Exercise directions: Output the material exactly, but drop every image it holds.

Dataset section:
^^^^^^^^^^^^^^^^

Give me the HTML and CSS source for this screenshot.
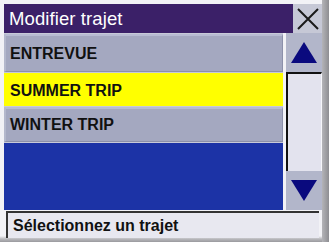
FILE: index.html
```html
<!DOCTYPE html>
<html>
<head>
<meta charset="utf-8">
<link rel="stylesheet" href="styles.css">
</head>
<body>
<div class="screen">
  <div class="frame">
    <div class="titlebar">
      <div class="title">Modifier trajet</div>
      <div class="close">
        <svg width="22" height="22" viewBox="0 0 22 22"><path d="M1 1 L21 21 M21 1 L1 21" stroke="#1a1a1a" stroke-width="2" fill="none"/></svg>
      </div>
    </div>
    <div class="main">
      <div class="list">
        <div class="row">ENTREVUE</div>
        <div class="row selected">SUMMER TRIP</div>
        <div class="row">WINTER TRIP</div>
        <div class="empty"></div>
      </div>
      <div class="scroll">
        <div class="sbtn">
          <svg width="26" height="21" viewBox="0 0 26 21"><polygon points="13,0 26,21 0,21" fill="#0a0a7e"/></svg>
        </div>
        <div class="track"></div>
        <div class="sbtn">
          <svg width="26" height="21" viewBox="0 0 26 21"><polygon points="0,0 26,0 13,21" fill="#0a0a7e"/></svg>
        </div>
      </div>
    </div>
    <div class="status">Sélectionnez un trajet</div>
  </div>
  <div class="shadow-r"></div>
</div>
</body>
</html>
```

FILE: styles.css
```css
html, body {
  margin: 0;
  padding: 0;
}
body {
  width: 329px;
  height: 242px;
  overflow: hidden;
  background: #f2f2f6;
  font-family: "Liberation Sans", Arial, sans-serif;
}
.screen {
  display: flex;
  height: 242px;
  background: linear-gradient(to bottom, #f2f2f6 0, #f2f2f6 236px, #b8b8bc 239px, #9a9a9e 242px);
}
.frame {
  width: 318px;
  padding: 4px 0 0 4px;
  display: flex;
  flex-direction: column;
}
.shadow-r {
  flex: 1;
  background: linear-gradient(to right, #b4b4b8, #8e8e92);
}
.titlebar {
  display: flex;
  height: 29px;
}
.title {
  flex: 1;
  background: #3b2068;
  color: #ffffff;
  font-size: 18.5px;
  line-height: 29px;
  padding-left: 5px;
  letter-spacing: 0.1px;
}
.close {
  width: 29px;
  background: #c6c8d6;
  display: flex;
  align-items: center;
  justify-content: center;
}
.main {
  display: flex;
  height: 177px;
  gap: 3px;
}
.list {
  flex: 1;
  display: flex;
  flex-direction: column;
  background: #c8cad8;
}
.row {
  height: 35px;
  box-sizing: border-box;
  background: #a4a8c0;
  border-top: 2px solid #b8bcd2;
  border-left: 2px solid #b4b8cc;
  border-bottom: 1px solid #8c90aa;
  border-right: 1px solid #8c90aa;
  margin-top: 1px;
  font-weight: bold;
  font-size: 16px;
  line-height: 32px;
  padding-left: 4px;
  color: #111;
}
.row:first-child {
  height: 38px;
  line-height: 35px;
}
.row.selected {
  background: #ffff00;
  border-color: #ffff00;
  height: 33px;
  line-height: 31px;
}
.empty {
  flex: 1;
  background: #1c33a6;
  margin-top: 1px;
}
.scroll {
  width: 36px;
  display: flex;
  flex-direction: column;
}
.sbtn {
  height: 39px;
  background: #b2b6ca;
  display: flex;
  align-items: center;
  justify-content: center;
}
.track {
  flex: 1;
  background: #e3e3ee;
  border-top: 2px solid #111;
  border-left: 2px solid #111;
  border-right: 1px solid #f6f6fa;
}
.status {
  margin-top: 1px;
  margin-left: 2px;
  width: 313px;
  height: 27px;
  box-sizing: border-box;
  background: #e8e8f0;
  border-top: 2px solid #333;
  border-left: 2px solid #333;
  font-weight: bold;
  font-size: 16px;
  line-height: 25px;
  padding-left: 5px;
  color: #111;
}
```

^^^^^^^^^^^^^^^^

Task response:
Give me the HTML and CSS source for this screenshot.
FILE: index.html
```html
<!DOCTYPE html>
<html>
<head>
<meta charset="utf-8">
<link rel="stylesheet" href="styles.css">
</head>
<body>
<div class="screen">
  <div class="frame">
    <div class="titlebar">
      <div class="title">Modifier trajet</div>
      <div class="close">
        <svg width="22" height="22" viewBox="0 0 22 22"><path d="M1 1 L21 21 M21 1 L1 21" stroke="#1a1a1a" stroke-width="2" fill="none"/></svg>
      </div>
    </div>
    <div class="main">
      <div class="list">
        <div class="row">ENTREVUE</div>
        <div class="row selected">SUMMER TRIP</div>
        <div class="row">WINTER TRIP</div>
        <div class="empty"></div>
      </div>
      <div class="scroll">
        <div class="sbtn">
          <svg width="26" height="21" viewBox="0 0 26 21"><polygon points="13,0 26,21 0,21" fill="#0a0a7e"/></svg>
        </div>
        <div class="track"></div>
        <div class="sbtn">
          <svg width="26" height="21" viewBox="0 0 26 21"><polygon points="0,0 26,0 13,21" fill="#0a0a7e"/></svg>
        </div>
      </div>
    </div>
    <div class="status">Sélectionnez un trajet</div>
  </div>
  <div class="shadow-r"></div>
</div>
</body>
</html>
```

FILE: styles.css
```css
html, body {
  margin: 0;
  padding: 0;
}
body {
  width: 329px;
  height: 242px;
  overflow: hidden;
  background: #f2f2f6;
  font-family: "Liberation Sans", Arial, sans-serif;
}
.screen {
  display: flex;
  height: 242px;
  background: linear-gradient(to bottom, #f2f2f6 0, #f2f2f6 236px, #b8b8bc 239px, #9a9a9e 242px);
}
.frame {
  width: 318px;
  padding: 4px 0 0 4px;
  display: flex;
  flex-direction: column;
}
.shadow-r {
  flex: 1;
  background: linear-gradient(to right, #b4b4b8, #8e8e92);
}
.titlebar {
  display: flex;
  height: 29px;
}
.title {
  flex: 1;
  background: #3b2068;
  color: #ffffff;
  font-size: 18.5px;
  line-height: 29px;
  padding-left: 5px;
  letter-spacing: 0.1px;
}
.close {
  width: 29px;
  background: #c6c8d6;
  display: flex;
  align-items: center;
  justify-content: center;
}
.main {
  display: flex;
  height: 177px;
  gap: 3px;
}
.list {
  flex: 1;
  display: flex;
  flex-direction: column;
  background: #c8cad8;
}
.row {
  height: 35px;
  box-sizing: border-box;
  background: #a4a8c0;
  border-top: 2px solid #b8bcd2;
  border-left: 2px solid #b4b8cc;
  border-bottom: 1px solid #8c90aa;
  border-right: 1px solid #8c90aa;
  margin-top: 1px;
  font-weight: bold;
  font-size: 16px;
  line-height: 32px;
  padding-left: 4px;
  color: #111;
}
.row:first-child {
  height: 38px;
  line-height: 35px;
}
.row.selected {
  background: #ffff00;
  border-color: #ffff00;
  height: 33px;
  line-height: 31px;
}
.empty {
  flex: 1;
  background: #1c33a6;
  margin-top: 1px;
}
.scroll {
  width: 36px;
  display: flex;
  flex-direction: column;
}
.sbtn {
  height: 39px;
  background: #b2b6ca;
  display: flex;
  align-items: center;
  justify-content: center;
}
.track {
  flex: 1;
  background: #e3e3ee;
  border-top: 2px solid #111;
  border-left: 2px solid #111;
  border-right: 1px solid #f6f6fa;
}
.status {
  margin-top: 1px;
  margin-left: 2px;
  width: 313px;
  height: 27px;
  box-sizing: border-box;
  background: #e8e8f0;
  border-top: 2px solid #333;
  border-left: 2px solid #333;
  font-weight: bold;
  font-size: 16px;
  line-height: 25px;
  padding-left: 5px;
  color: #111;
}
```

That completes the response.